A set of properties of database transactions intended to guarantee data validity

• Atomicity: each transaction is treated as a single “unit”, which either succeeds completely, or fails completely.

  q1 , q2 => execute q1 successfully, q2 failed => rollback q1 and return error.

• Consistency: data integrity constraints.

  e.g., if we have a constraint, all customer accounts must have a positive balance. If a transaction brings a customer account into a negative balance, that transaction will be rolled back

• Isolation: 2 concurrent transactions are isolated from each other. Each transaction can pretend that it is the only transaction running on the entire DB.

  • This highest isolation level is rarely used because of the performance expense.
  • mysql: default isolation level == repeatable read

• Durability: guarantees that once a transaction has been committed, it will remain committed even in the case of a system failure (e.g., power outage or crash).

• How Database Management Systems (DBMS) store data on a hard disk?

• How DBMS manages its memory (RAM)?

• What is index? How to implement indexes?
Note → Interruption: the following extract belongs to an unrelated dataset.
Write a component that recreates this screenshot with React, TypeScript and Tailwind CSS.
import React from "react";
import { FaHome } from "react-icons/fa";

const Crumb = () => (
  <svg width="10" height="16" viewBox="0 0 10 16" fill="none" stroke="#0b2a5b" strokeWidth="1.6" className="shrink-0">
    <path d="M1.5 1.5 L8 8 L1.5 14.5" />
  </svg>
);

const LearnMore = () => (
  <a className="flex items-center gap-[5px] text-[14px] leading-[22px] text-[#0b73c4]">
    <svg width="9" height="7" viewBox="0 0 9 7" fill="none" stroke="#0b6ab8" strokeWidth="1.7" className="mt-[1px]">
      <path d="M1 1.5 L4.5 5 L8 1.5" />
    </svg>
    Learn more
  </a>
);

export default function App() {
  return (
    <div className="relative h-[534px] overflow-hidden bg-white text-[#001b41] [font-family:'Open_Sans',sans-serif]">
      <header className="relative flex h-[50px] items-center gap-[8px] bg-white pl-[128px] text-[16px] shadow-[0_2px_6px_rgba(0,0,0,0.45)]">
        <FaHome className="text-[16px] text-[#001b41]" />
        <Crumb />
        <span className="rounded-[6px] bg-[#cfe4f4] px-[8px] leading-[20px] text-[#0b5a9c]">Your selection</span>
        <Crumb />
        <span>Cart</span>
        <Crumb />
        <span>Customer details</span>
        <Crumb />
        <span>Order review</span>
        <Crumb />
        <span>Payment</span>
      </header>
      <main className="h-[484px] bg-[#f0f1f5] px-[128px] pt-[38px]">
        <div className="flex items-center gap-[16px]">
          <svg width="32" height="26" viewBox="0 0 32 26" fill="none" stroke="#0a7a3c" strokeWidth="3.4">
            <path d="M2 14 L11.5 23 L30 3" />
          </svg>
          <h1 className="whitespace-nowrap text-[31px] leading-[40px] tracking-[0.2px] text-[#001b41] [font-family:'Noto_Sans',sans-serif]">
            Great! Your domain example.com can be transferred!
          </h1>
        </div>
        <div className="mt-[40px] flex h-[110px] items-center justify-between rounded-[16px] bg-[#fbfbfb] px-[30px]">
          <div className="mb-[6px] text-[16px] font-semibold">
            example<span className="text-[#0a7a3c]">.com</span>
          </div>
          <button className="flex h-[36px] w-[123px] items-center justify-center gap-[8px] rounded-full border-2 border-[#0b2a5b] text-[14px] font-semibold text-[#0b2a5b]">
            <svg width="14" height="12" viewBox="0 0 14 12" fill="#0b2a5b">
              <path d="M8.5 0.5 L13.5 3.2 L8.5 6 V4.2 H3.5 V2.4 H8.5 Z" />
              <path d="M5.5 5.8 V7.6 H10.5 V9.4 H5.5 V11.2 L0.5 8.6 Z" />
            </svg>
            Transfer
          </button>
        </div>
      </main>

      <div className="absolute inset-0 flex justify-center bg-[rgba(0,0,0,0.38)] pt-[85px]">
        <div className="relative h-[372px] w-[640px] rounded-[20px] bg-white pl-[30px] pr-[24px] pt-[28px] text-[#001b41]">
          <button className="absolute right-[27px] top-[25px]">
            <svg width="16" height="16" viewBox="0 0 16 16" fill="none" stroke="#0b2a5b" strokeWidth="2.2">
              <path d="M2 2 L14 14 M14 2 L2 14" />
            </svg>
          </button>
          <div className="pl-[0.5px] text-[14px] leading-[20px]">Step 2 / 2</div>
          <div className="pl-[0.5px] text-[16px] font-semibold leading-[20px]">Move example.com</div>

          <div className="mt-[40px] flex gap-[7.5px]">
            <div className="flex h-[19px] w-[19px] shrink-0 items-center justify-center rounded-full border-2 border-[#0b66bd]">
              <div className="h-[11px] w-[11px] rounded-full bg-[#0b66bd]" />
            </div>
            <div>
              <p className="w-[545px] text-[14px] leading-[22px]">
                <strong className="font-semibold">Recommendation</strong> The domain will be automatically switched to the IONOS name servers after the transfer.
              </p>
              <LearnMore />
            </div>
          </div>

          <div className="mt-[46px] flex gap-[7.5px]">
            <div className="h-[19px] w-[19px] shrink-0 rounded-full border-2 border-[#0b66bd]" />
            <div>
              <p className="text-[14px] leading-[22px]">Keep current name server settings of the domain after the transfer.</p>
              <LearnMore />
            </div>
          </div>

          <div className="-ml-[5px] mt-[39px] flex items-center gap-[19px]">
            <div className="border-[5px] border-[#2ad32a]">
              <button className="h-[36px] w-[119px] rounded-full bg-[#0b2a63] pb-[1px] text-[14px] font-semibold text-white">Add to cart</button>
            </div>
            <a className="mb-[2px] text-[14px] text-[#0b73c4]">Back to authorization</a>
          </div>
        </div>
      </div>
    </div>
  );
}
Best practice for creating indexes?

• SQL fix-sized = 8kb. 1 row: column text 7KB => where to store?

• What is a database index?

• Why don’t we index every column to support fast read?

• How do Hash Indexes work?

• What are its disadvantages?

• Compare B+Tree and B-Tree?

• given B+Tree index (C1, C2, C3), can B+Tree support query on C2?
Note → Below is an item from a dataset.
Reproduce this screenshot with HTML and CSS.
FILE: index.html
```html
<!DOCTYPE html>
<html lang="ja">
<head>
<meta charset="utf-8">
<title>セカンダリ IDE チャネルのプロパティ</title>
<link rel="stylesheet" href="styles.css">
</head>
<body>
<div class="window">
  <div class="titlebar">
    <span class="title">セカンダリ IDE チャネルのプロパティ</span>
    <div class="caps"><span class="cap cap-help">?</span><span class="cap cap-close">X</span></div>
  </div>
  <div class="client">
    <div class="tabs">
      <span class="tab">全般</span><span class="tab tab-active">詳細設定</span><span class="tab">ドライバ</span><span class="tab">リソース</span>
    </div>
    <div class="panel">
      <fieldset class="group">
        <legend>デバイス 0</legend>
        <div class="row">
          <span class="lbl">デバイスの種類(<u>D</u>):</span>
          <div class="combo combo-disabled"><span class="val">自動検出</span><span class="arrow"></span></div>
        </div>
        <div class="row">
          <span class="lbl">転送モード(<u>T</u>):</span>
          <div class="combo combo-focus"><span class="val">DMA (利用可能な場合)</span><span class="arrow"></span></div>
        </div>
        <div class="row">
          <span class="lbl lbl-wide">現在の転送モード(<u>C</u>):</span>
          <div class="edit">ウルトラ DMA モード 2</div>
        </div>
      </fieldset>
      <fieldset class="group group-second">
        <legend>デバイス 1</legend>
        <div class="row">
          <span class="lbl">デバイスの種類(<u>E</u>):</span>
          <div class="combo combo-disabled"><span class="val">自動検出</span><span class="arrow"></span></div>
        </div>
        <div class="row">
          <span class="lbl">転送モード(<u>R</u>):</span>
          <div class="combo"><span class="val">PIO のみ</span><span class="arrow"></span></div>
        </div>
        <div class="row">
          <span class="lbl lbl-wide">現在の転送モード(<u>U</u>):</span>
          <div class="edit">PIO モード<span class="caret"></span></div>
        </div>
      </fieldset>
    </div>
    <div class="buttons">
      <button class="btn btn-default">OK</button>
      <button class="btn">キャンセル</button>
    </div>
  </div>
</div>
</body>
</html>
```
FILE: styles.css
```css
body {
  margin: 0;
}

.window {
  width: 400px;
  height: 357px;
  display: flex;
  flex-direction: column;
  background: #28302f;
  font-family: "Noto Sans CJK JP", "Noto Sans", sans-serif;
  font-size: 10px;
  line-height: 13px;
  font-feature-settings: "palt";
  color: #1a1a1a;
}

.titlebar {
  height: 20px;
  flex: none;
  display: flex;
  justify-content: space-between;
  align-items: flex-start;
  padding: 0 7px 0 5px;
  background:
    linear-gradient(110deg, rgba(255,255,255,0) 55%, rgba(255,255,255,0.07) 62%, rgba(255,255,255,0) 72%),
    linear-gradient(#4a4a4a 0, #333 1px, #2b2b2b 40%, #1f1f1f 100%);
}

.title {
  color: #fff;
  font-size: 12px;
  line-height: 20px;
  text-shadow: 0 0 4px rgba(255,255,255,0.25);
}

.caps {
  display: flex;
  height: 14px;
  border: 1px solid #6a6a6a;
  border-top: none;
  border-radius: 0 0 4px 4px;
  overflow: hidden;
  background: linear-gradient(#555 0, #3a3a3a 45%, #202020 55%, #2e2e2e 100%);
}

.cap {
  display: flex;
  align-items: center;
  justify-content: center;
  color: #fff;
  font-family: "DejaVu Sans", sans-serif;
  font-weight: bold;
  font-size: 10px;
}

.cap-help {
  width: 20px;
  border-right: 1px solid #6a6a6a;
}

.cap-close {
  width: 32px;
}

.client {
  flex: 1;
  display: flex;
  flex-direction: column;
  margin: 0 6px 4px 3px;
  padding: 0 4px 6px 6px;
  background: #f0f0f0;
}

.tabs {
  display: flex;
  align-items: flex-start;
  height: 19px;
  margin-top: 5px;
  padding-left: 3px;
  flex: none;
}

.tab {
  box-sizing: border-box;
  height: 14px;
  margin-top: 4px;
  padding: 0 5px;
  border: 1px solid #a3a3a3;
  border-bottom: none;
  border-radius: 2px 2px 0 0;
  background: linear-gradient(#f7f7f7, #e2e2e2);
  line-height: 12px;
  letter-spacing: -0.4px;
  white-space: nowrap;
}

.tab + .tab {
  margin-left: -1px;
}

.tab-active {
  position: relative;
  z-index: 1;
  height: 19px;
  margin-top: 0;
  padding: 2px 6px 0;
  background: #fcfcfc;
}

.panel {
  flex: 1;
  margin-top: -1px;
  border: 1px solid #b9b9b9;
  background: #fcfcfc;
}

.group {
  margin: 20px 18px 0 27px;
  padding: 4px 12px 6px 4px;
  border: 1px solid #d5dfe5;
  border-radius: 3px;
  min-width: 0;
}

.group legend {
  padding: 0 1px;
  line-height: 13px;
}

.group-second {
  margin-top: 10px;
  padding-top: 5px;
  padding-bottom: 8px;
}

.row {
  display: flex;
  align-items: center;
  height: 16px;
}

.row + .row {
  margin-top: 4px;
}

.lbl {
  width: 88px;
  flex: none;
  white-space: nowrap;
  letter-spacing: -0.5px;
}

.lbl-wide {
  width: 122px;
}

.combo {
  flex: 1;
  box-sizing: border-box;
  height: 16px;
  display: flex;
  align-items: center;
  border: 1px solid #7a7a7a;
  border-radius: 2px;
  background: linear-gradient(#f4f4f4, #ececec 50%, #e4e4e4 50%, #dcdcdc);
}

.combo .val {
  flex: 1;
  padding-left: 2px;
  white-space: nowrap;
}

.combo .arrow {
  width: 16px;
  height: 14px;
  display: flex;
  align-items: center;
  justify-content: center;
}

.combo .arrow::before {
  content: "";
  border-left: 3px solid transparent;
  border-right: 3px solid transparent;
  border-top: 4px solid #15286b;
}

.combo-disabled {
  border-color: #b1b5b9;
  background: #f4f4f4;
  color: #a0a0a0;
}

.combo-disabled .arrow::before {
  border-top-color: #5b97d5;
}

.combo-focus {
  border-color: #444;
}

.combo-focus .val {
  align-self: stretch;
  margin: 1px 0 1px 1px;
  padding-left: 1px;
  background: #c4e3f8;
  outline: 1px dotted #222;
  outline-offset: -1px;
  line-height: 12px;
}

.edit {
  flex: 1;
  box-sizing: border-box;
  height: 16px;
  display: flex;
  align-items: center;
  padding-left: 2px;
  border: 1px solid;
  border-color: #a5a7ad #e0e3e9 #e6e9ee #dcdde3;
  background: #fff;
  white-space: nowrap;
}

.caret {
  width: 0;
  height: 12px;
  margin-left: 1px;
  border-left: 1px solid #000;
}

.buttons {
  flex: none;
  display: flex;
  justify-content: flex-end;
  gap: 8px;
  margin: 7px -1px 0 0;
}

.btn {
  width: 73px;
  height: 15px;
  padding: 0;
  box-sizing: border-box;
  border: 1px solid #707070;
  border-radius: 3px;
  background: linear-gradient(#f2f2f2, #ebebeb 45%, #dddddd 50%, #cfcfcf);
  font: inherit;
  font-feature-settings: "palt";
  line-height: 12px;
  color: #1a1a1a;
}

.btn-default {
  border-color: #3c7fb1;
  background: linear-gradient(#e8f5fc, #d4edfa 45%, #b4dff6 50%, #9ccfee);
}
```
• Compare B+Tree index and Hash index?

• Should we index boolean column?

  selectivity = 2 / #rows => should not.

• What happens to index when database machine crashes?

  DBMS use an additional data structure on disk called write-ahead log (WAL): append-only file which every B+Tree index modification must be written before it can be applied append-only => fast When the database resumes after a crash, this log is used to restore B+Tree.